To address these hurdles, fabricators can adopt best practices like digital tools for FPC management, including software that enables real-time weld tracking through barcode or QR code scanning, linking material certificates, operator qualifications, and production logs to streamline traceability and reduce errors.[64] Complementing this, training programs offered by the European Welding Federation (EWF) provide harmonized qualifications for welding coordination personnel, such as the International Welding Engineer (IWE) or Technologist (IWT) diplomas, which align directly with EN 1090-2 requirements for responsible welding coordinators and help ensure skilled workforce compliance across execution classes.[65]

Case studies from the 2014 transition to mandatory CE marking under EN 1090 highlight practical implementation issues, where fabricators faced urgent deadlines—effective July 1, 2014—leading to widespread challenges in establishing accredited FPC systems and obtaining notified body certifications amid high demand.[66] More recently, the 2025 amendment to EN 1090-2 (UNE-EN 1090-2:2019+A1:2025) introduces updated requirements for quality assessment of components, which has presented challenges for fabricators in verifying material properties and adapting production processes to meet enhanced stability and mechanical performance criteria without disrupting ongoing operations.[67]

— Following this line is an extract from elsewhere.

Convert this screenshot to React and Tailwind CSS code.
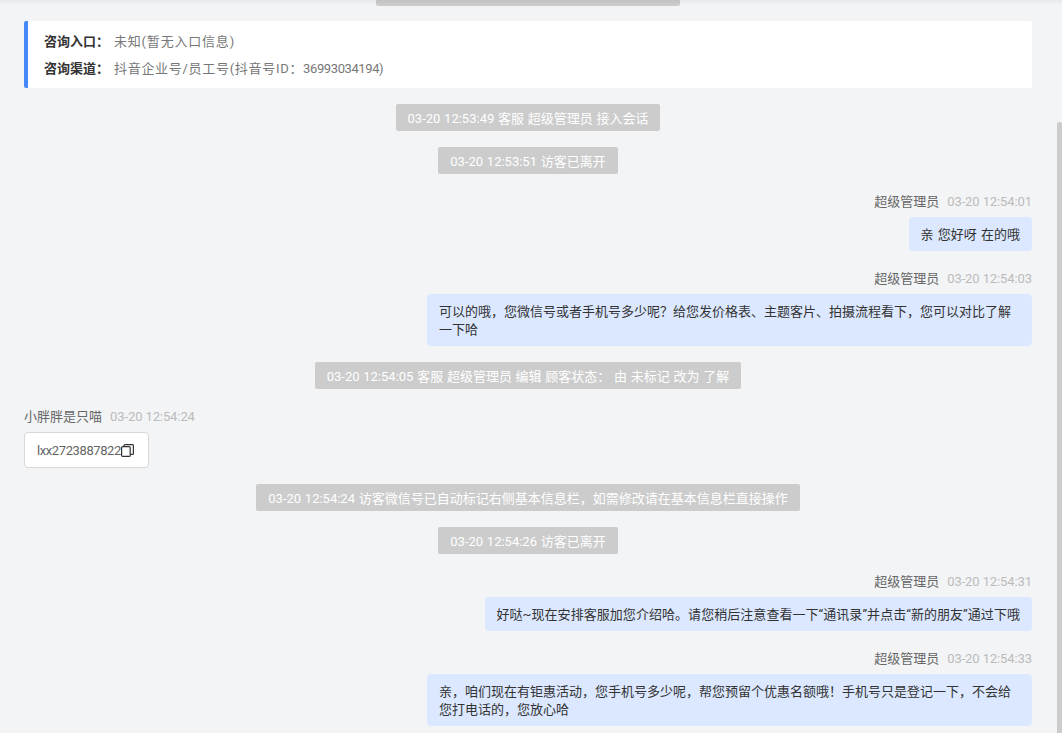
const fontStack = 'Roboto, "Noto Sans CJK SC", sans-serif';

const SystemTip = ({ text }) => (
  <div className="mb-4 flex justify-center">
    <div className="rounded-[2px] bg-[#cccccc] px-3 pt-[5px] pb-[3px] text-[13px] leading-[19px] text-white [word-spacing:0.5px]">{text}</div>
  </div>
);

const Meta = ({ name, time, right }) => (
  <div className={`flex h-[22px] items-center gap-2 pt-[2px] text-[13px] ${right ? 'justify-end' : ''}`}>
    <span className="text-[#666666]">{name}</span>
    <span className="tracking-[-0.1px] text-[#bbbbbb]">{time}</span>
  </div>
);

const AgentMessage = ({ time, text, className = '' }) => (
  <div className="mb-4">
    <Meta name="超级管理员" time={time} right />
    <div className="mt-[5px] flex justify-end">
      <div className={`max-w-[605px] rounded bg-[#dbe8ff] px-3 pt-[9px] pb-[7px] text-[13px] leading-[18px] text-[#333333] [word-spacing:1px] ${className}`}>{text}</div>
    </div>
  </div>
);

const CopyIcon = () => (
  <svg width="13" height="13" viewBox="0 0 13 13" fill="none" stroke="#333333" strokeWidth="1.2" className="shrink-0">
    <rect x="0.6" y="2.6" width="8.6" height="9.8" rx="1" />
    <path d="M3 2.6V1.6a1 1 0 0 1 1-1h7.4a1 1 0 0 1 1 1v7.8a1 1 0 0 1-1 1H9.2" />
  </svg>
);

const App = () => {
  return (
    <div className="relative h-[733px] overflow-hidden bg-[#f3f4f6]" style={{ fontFamily: fontStack }}>
      {/* 顶部阴影 */}
      <div className="absolute inset-x-0 top-0 h-[5px] bg-gradient-to-b from-black/5 to-transparent"></div>
      {/* 滚动条 */}
      <div className="absolute right-0 top-[122px] bottom-0 w-[5px] rounded-t-[2px] bg-[#cccccc]"></div>

      <div className="pl-6 pr-[30px]">
        <div className="-mt-[21px] mb-[15px] flex justify-center">
          <div className="h-[27px] w-[304px] rounded-[2px] bg-[#cccccc]"></div>
        </div>

        <div className="mb-4 rounded-[2px] border-l-4 border-[#4688fa] bg-white px-4 pt-[7px] pb-[6px] text-[13px] leading-[27px]">
          <div className="flex">
            <span className="mr-[5px] font-bold text-[#333333]">咨询入口：</span>
            <span className="tracking-[0.8px] text-[#777777]">未知(暂无入口信息)</span>
          </div>
          <div className="flex">
            <span className="mr-[5px] font-bold text-[#333333]">咨询渠道：</span>
            <span className="tracking-[0.7px] text-[#777777]">抖音企业号/员工号(抖音号ID：</span>
            <span className="tracking-[-0.4px] text-[#777777]">36993034194)</span>
          </div>
        </div>

        <SystemTip text="03-20 12:53:49 客服 超级管理员 接入会话" />
        <SystemTip text="03-20 12:53:51 访客已离开" />

        <AgentMessage time="03-20 12:54:01" text="亲 您好呀 在的哦" />
        <AgentMessage
          time="03-20 12:54:03"
          text="可以的哦，您微信号或者手机号多少呢？给您发价格表、主题客片、拍摄流程看下，您可以对比了解一下哈"
        />

        <SystemTip text="03-20 12:54:05 客服 超级管理员 编辑 顾客状态： 由 未标记 改为 了解" />

        <div className="mb-4">
          <Meta name="小胖胖是只喵" time="03-20 12:54:24" />
          <div className="mt-[5px] flex">
            <div className="flex h-9 items-center rounded border border-[#d9d9d9] bg-white pl-3 pr-[14px] text-[13px] text-[#666666]">
              <span className="pt-[1px] tracking-[-0.4px]">lxx2723887822</span>
              <CopyIcon />
            </div>
          </div>
        </div>

        <SystemTip text="03-20 12:54:24 访客微信号已自动标记右侧基本信息栏，如需修改请在基本信息栏直接操作" />
        <SystemTip text="03-20 12:54:26 访客已离开" />

        <AgentMessage
          time="03-20 12:54:31"
          className="tracking-[0.05px]"
          text="好哒~现在安排客服加您介绍哈。请您稍后注意查看一下“通讯录”并点击“新的朋友”通过下哦"
        />
        <AgentMessage
          time="03-20 12:54:33"
          text="亲，咱们现在有钜惠活动，您手机号多少呢，帮您预留个优惠名额哦！手机号只是登记一下，不会给您打电话的，您放心哈"
        />
      </div>
    </div>
  );
};

export default App;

Looking ahead, future updates to EN 1090 are increasingly integrating sustainability considerations, such as declarations for recycled content in steel components, while maintaining compliance through traceability protocols like those in EN 1090-2 Clause 5.1; this supports the EU Taxonomy's emphasis on circular economy practices to reduce embodied carbon in structural fabrication, with complementary provisions in CEN/TS 1090-201:2024 for reuse of reclaimed structural components.[68][5]